== What is expected ==
Examine the material below. Gather every line in which the string "components" appears.

== Working data ==
-=-=-=-=-
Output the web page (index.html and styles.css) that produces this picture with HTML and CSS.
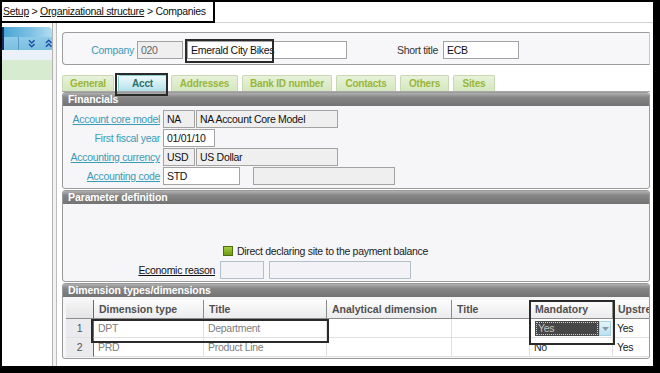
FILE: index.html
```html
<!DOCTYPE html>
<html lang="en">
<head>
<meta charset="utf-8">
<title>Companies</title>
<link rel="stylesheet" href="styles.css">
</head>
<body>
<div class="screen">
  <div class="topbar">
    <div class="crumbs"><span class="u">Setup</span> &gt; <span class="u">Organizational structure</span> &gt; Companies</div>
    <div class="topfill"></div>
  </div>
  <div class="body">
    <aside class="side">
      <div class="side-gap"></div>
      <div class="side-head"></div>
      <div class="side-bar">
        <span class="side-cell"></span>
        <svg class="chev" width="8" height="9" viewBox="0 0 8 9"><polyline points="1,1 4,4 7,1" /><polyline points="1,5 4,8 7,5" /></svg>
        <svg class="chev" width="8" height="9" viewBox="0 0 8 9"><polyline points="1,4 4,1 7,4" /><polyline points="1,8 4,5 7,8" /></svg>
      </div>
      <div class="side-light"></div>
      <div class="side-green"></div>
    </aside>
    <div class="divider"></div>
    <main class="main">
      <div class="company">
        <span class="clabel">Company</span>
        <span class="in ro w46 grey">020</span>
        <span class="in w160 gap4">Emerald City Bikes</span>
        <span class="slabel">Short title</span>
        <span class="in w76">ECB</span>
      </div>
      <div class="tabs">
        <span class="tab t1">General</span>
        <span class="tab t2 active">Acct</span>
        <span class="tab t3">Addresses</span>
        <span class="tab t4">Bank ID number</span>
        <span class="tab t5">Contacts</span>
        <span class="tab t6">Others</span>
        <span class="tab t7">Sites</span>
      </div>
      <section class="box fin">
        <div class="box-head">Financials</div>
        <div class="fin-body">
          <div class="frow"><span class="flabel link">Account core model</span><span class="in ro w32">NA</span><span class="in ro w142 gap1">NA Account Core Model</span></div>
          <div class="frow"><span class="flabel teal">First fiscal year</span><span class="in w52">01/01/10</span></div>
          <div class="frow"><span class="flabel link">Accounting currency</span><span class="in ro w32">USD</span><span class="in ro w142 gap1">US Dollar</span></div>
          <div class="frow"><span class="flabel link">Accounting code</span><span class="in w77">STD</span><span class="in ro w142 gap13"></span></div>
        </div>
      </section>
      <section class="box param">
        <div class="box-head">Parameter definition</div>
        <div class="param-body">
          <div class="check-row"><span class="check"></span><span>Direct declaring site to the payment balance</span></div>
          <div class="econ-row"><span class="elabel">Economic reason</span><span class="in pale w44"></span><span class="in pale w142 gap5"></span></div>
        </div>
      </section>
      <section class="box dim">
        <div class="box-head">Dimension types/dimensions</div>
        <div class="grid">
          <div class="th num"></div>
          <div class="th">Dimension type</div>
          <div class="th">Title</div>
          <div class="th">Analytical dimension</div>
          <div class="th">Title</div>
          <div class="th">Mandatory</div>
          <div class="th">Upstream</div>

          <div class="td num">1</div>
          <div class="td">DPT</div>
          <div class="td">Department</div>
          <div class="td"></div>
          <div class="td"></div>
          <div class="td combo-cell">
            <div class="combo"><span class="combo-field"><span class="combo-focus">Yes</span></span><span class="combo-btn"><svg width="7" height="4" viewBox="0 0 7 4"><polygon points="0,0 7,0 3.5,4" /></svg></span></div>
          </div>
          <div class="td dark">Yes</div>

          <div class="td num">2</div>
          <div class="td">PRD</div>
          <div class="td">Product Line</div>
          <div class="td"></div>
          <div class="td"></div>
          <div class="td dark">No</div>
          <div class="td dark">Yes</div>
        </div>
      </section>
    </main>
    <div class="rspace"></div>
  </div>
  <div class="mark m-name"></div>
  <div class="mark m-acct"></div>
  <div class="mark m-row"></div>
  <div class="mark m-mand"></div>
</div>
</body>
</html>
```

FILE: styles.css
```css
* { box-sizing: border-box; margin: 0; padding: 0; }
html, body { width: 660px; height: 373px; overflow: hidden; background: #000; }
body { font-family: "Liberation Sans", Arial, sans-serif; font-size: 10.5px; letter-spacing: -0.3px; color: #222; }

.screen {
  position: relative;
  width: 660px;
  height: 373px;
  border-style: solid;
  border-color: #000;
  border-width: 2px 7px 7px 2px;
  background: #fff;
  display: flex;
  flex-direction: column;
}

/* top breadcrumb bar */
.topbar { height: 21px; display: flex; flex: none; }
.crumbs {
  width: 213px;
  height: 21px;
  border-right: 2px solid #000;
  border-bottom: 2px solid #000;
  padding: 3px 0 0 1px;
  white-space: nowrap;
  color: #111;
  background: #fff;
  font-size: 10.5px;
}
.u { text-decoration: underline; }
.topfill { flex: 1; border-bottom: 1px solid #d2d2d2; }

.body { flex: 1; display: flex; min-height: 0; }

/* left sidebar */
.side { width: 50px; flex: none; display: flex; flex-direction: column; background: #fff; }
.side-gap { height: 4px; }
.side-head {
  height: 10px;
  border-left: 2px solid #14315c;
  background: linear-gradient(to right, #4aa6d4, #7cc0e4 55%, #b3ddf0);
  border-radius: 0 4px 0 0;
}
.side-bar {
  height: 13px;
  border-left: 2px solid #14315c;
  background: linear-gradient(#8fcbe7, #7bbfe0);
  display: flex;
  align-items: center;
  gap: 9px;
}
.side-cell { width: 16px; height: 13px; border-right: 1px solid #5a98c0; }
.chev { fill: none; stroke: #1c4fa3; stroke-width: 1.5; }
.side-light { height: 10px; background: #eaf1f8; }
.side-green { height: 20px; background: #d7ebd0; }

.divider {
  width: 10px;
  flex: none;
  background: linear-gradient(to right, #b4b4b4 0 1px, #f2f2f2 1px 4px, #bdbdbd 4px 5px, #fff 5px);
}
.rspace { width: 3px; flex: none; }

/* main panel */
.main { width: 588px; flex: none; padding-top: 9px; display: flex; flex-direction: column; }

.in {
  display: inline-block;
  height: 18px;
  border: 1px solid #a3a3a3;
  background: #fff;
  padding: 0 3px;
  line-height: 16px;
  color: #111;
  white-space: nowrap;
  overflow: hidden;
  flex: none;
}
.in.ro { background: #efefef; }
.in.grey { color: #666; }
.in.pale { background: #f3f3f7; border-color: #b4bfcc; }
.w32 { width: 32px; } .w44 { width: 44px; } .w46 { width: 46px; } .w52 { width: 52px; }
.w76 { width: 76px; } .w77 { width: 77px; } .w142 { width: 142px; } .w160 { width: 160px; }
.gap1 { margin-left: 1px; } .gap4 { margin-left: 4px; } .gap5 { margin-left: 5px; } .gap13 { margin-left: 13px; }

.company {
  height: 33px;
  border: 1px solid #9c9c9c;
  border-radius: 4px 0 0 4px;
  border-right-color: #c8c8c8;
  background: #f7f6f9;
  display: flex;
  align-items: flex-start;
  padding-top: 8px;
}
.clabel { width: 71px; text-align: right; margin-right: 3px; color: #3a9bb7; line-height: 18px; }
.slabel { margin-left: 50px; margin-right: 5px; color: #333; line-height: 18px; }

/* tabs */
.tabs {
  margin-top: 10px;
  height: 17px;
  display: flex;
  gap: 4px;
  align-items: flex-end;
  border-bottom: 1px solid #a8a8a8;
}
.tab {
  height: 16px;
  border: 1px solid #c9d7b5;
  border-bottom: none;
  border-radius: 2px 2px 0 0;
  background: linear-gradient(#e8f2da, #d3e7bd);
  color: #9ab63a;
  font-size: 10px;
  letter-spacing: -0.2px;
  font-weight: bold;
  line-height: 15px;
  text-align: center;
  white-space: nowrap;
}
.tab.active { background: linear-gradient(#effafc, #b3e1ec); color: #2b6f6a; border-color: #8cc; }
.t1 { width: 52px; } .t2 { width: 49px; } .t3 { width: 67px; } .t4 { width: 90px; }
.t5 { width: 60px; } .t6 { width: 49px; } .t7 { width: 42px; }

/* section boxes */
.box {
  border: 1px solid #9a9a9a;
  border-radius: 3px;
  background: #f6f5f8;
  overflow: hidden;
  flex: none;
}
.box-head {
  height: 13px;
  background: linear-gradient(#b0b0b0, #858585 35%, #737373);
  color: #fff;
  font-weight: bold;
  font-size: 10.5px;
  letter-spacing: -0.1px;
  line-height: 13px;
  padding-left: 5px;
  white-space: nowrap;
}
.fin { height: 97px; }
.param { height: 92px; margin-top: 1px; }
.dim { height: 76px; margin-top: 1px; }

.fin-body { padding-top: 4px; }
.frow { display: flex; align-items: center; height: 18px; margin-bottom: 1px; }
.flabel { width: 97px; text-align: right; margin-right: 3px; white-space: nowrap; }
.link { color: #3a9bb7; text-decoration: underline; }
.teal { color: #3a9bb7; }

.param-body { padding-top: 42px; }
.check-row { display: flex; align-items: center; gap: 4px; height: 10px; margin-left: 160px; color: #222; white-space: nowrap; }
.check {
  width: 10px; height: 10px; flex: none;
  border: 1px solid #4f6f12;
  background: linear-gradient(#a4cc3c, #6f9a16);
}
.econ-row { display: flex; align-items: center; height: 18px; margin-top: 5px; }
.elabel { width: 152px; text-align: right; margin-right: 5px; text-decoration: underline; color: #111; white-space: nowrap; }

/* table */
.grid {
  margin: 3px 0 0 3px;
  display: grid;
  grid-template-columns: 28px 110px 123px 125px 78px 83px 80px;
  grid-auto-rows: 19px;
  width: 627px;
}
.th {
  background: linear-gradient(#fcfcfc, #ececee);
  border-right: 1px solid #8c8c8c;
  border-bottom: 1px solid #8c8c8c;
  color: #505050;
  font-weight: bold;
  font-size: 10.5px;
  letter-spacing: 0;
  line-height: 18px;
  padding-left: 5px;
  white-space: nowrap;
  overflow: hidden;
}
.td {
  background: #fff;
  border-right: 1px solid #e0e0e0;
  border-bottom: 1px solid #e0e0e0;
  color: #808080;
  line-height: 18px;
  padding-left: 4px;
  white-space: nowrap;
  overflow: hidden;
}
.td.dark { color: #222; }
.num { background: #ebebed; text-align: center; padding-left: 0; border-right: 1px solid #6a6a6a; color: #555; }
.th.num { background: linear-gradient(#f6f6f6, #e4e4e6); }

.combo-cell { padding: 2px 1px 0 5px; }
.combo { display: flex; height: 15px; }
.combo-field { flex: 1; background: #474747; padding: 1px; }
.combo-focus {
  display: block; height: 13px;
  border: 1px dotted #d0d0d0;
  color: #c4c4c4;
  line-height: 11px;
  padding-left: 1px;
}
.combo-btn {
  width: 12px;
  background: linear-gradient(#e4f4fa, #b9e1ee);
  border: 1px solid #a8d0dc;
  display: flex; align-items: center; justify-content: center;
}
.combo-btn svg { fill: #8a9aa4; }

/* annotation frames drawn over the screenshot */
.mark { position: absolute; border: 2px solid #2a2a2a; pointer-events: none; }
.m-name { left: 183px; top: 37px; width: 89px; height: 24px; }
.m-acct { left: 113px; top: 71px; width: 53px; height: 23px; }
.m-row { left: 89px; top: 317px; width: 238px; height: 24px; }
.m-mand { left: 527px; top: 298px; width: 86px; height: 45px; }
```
-=-=-=-=-
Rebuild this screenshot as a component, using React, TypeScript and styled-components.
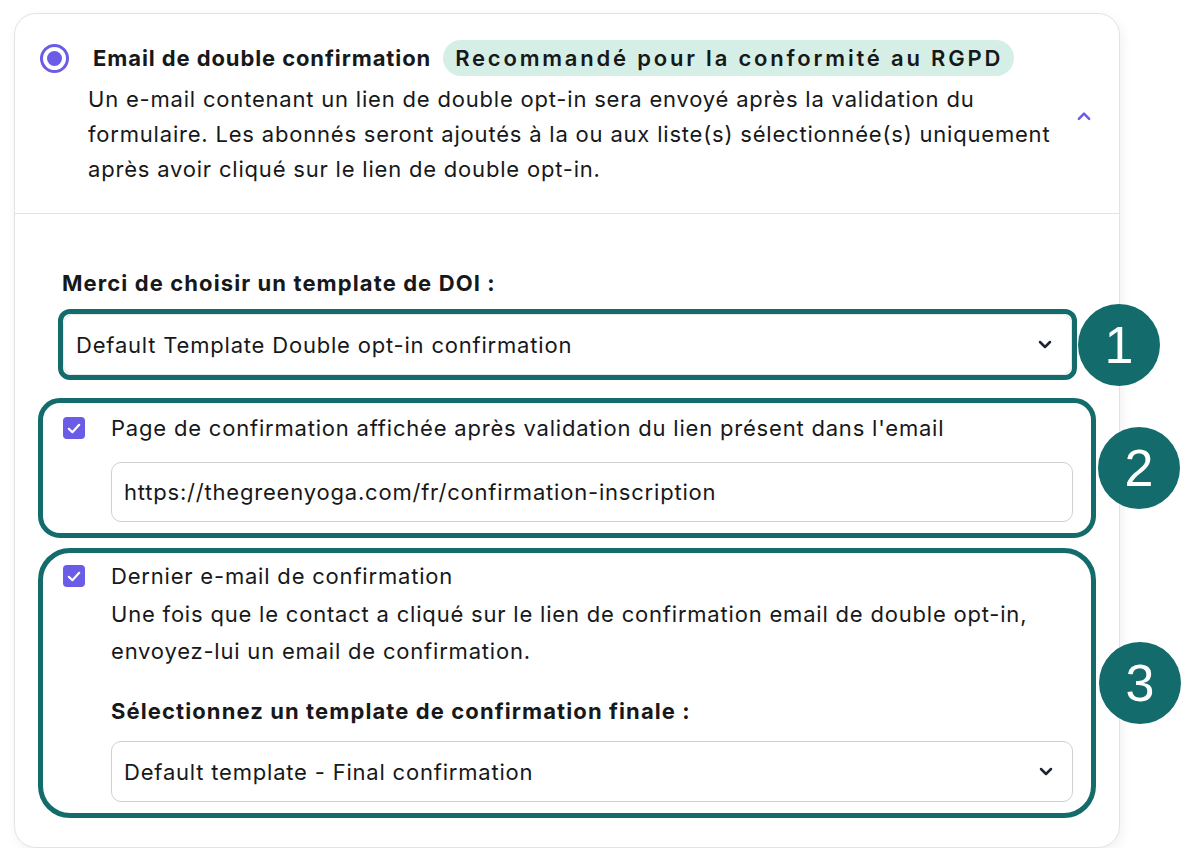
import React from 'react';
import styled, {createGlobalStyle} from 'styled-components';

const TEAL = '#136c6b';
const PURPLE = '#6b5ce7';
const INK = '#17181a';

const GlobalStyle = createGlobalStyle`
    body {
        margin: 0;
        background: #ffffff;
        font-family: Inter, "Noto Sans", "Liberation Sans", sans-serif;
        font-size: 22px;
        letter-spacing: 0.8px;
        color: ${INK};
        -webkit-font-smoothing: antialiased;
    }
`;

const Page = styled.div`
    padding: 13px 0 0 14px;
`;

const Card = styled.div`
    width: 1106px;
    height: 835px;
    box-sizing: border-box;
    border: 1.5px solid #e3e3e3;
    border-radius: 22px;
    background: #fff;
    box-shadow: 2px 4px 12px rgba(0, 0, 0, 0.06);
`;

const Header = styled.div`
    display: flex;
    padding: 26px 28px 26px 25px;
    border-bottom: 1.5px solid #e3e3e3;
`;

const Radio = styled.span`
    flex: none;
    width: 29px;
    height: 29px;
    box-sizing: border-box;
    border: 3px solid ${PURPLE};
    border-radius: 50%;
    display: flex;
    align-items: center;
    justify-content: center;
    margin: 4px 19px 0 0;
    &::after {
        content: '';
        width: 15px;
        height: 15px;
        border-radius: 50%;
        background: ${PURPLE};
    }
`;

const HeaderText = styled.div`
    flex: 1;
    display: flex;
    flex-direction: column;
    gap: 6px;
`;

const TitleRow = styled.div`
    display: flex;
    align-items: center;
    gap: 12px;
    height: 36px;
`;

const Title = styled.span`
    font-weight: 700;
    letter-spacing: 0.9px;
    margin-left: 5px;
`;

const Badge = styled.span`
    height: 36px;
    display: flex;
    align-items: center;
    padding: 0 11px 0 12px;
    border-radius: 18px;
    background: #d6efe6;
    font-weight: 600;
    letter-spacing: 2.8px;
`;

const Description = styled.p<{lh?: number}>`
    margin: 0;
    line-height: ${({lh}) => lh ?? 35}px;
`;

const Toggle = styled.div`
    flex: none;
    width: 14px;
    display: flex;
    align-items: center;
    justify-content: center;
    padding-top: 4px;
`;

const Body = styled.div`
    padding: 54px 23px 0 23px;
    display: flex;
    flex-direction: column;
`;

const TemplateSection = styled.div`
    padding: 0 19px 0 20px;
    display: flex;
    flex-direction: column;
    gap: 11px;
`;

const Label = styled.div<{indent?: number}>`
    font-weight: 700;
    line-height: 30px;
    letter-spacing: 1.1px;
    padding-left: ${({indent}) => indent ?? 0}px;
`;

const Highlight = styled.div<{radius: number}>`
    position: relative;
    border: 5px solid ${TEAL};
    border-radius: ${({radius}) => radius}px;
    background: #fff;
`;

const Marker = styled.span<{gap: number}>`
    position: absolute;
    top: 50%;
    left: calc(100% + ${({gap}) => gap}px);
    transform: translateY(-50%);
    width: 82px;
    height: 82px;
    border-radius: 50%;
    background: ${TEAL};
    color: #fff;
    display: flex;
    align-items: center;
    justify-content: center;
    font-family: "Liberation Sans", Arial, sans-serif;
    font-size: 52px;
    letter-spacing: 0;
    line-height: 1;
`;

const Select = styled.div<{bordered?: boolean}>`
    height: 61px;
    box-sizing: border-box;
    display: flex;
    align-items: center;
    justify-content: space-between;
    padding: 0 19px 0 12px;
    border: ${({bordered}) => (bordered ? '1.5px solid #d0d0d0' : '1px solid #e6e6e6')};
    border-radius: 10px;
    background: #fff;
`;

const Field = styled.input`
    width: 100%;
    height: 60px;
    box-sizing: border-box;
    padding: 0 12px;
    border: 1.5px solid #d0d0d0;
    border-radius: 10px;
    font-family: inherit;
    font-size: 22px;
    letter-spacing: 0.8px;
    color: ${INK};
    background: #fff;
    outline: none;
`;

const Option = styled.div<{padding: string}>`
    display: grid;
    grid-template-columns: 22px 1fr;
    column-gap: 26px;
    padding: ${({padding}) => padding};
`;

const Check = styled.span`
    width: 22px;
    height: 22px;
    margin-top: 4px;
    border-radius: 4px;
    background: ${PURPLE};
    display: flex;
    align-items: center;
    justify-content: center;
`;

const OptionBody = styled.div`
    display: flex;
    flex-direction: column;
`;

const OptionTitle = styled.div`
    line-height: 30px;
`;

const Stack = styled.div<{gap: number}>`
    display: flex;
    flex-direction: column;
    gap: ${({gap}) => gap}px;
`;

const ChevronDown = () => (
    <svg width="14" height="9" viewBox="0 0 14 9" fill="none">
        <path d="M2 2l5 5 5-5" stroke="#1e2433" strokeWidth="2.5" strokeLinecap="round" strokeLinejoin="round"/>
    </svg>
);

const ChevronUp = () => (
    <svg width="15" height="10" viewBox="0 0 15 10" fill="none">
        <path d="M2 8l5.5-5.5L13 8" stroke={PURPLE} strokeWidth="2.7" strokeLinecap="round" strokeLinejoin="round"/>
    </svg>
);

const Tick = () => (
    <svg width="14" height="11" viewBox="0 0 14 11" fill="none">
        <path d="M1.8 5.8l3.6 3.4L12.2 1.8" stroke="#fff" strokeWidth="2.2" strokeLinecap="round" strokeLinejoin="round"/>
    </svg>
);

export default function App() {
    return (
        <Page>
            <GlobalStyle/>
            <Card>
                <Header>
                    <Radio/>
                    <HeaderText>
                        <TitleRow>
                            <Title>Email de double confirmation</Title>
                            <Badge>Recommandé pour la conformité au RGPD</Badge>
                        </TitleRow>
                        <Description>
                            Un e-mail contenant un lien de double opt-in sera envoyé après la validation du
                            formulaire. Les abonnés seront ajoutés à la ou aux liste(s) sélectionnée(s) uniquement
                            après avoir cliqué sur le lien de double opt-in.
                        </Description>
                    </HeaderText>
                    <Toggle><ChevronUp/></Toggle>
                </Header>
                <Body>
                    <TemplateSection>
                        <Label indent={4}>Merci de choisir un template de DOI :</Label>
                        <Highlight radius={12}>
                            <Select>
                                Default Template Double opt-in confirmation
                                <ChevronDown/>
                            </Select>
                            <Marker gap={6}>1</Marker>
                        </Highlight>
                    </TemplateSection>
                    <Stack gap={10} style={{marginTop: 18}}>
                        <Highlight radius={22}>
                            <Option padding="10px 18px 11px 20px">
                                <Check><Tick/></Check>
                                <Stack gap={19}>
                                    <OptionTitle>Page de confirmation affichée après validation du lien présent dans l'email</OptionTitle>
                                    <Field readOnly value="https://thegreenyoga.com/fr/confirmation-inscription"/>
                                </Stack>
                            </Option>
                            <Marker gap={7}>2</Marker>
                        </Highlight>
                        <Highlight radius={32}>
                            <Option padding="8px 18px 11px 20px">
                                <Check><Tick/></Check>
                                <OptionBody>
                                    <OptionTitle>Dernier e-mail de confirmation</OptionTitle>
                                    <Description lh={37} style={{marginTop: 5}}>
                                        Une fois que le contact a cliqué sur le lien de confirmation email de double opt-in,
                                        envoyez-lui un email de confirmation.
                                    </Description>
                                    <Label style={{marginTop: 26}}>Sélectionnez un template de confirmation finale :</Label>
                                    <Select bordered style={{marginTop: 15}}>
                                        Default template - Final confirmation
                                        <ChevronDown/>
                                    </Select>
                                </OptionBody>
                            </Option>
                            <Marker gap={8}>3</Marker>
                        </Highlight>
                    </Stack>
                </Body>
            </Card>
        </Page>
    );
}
-=-=-=-=-
== Solution for this task ==
Rebuild this screenshot as a component, using React, TypeScript and styled-components.
import styled, {createGlobalStyle} from 'styled-components';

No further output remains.